We like to wrap things up in the flag and tie them up with a pretty bow so we don't have to face the facts. Then we throw around the word "hero" (are you reading this Colin Powell?) until the word itself is cheapened.

Those of us who came of age during this disgusting example of might doesn't make right will never forget.

 

rhett o rick

(55,981 posts)
4. History is written by the winners and the wealthy. It will continue to become easier to change
Sat Oct 18, 2014, 09:20 AM
Oct 2014

"written" history. I've seen it happen on Wikipedia. Not long ago there was a story where the CEO of an insurance company harassed his neighbors (a home for abused women) "legally" until they couldn't fight back because of money. The day after the announcement the true story was added to the CEO's Wikipedia page. The following day it was rewritten to show the CEO in a positive light. There are jobs today for people (lower class of course) to use social media and sites like Wikipedia to make the wealthy look good.
Orwell warned us.

marym625

(17,997 posts)
7. It's a tragedy
Sat Oct 18, 2014, 09:28 AM
Oct 2014

Spin doesn't begin to cover what those people do.

I actually had a twitter conversation with a 19 year old kid last night about our history. He was brought up in a very religious family and town. He wasn't ever even taught about slavery. The things he told us he was taught to believe seemed to be right out of the dark ages.

Have to give the kid credit as he is trying to learn the truth. But, with the sanitization of the easily found online accounts, like wiki, what he may find will not be close to the truth.

marym625

(17,997 posts)
5. One of the more horrific things in our history
Sat Oct 18, 2014, 09:21 AM
Oct 2014

I am appalled at our government for trying to sanitize our history. Not just with the Vietnam War, but in so many areas. Not unlike the Germans that tried to erase the Holocaust from their history.

The My Lai "incident" and the horrific scandal surrounding it should be the highlight of what is taught about our involvement, along with the Gulf of Tonkin.

The documentary, Dear America: Letters Home From Viet Nam, does a good job of allowing us to see what our brave men and women went through while in country.

Along those same lines, the murder and maiming of the students at Kent State, some of whom were only observing while on their way to class, is another sanitized part of history. In 2007, Alan Canfora, one of the students shot, found a part of a tape made that day that proves the order to fire. It has been verified as authentic by multiple independent sources. Yet both the FBI and the DOJ refused to reopen the case stating that the words are inaudible. If you heard it you would know, that's yet another outright lie.

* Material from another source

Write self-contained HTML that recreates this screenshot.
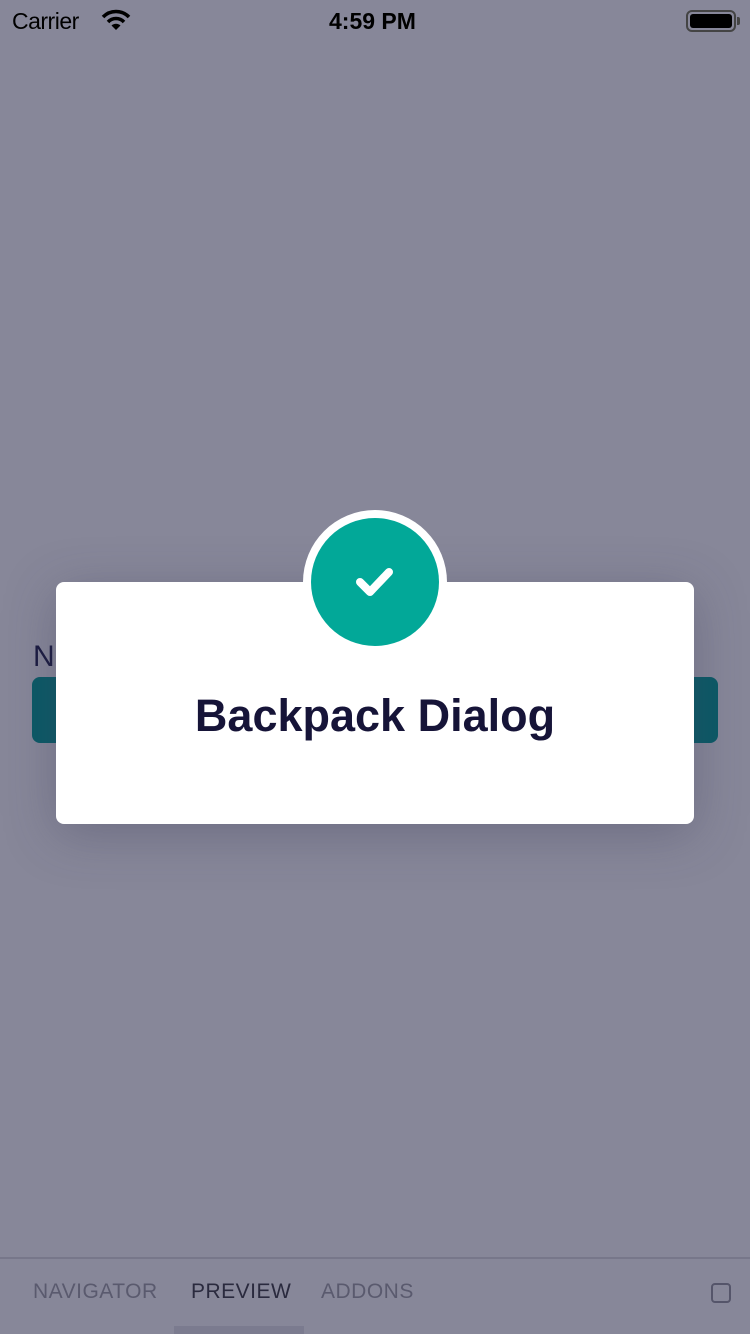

The May 4 center, run by the 7 remaining victims of that horrific day, are still pursuing prosecution. 4 dead, 9 wounded and not one conviction in a case where our government opened fire on our own students.

What have we become?

Mr. Unhappycamper, my heart goes out to you. Thank you for your service and for your fight for justice.

Enthusiast

(50,983 posts)
6. Like Afghanistan and Iraq, the Vietnam War accomplished NOTHING of value.
Sat Oct 18, 2014, 09:25 AM
Oct 2014

Even if the United States had WON, nothing of value would have been gained.

All that suffering and death only served to enrich a few already too wealthy men.

Eisenhower didn't go out of his way to warn us of the military industrial complex for no reason. Eisenhower's warning is unprecedented in all of American history.

Isn't it about time we waked the fuck up?

Now watch some paid sockpuppet pop up to tell us that indeed great things were achieved in Afghanistan.

 

rhett o rick

(55,981 posts)
10. You are judging the outcome of the war from your "value" perspective.
Sat Oct 18, 2014, 09:53 AM
Oct 2014

With regard to our Oligarch leader's values, the war was a huge success, it was very "valuable". I am making the distinction because, as long as there is value in war to the Oligarch leaders, the so-called wars will continue.

The value of the Viet Nam War.

The MIC corporate owners got much wealthier along with their lapdog politicians.

The war started the desensitizing of the American public to the horrors of war.

Taxpayer dollars were used to perfect the war machine of the Oligarchs.

The war makers learned that using the draft was not the way. Keep the lower classes in poverty and offer them food and shelter for their families for fighting in wars.

As long as war is profitable to the American Aristocracy, we will have wars.

 

Smarmie Doofus

(14,498 posts)
8. K an R. Read it and *puke*.
Sat Oct 18, 2014, 09:29 AM
Oct 2014

Do they really think we're all dead already? Some of us are dead.... but a lot of us are still around! HELLO! We *remember* Viet Nam.

We *lived* thru it. Either the war there or the "war at home".

We KNOW what happened. If you're gonna start a not-so-mini Holocaust Denial industry, at least wait til we're fucking *dead*.

Sheeeeezzzz.

http://www.democraticunderground.com/10025646854

KoKo

(84,711 posts)
11. Recommend! It's the Mind Manipulation...
Sat Oct 18, 2014, 11:53 AM
Oct 2014

Last edited Sat Oct 18, 2014, 12:42 PM - Edit history (1)

I was sickened when I watched Obama say that. The hypocrisy was so evident I couldn't understand how he could get the words out of his mouth and that there wasn't huge backlash. But then when "War is Good" for the Republicans and now Democrats the MSM is only too happy to not invite those who disagree to appear in any discussion of what was wrong with that speech and to give an opposing view. The push back came from the few Progressive sites that still can find donations to operate and even here on DU there was little outrage because we are seemingly always in "election season" when it comes to criticism. So war is good so that we can make sure none of our Dem Candidates ever speak out about it. We are just supposed to "vote and hope..."

Older Boomers haven't forgotten Vietnam and don't believe that "Endless War" is an acceptable option.



eridani

(51,907 posts)
13. A friend of mine worked near My Lai with the American Friends Service Committee
Sun Oct 19, 2014, 01:38 AM
Oct 2014

He wrote to his friends still in school that they were aware of what went down there, but didn't report it because the death toll from the constant bombing was far higher.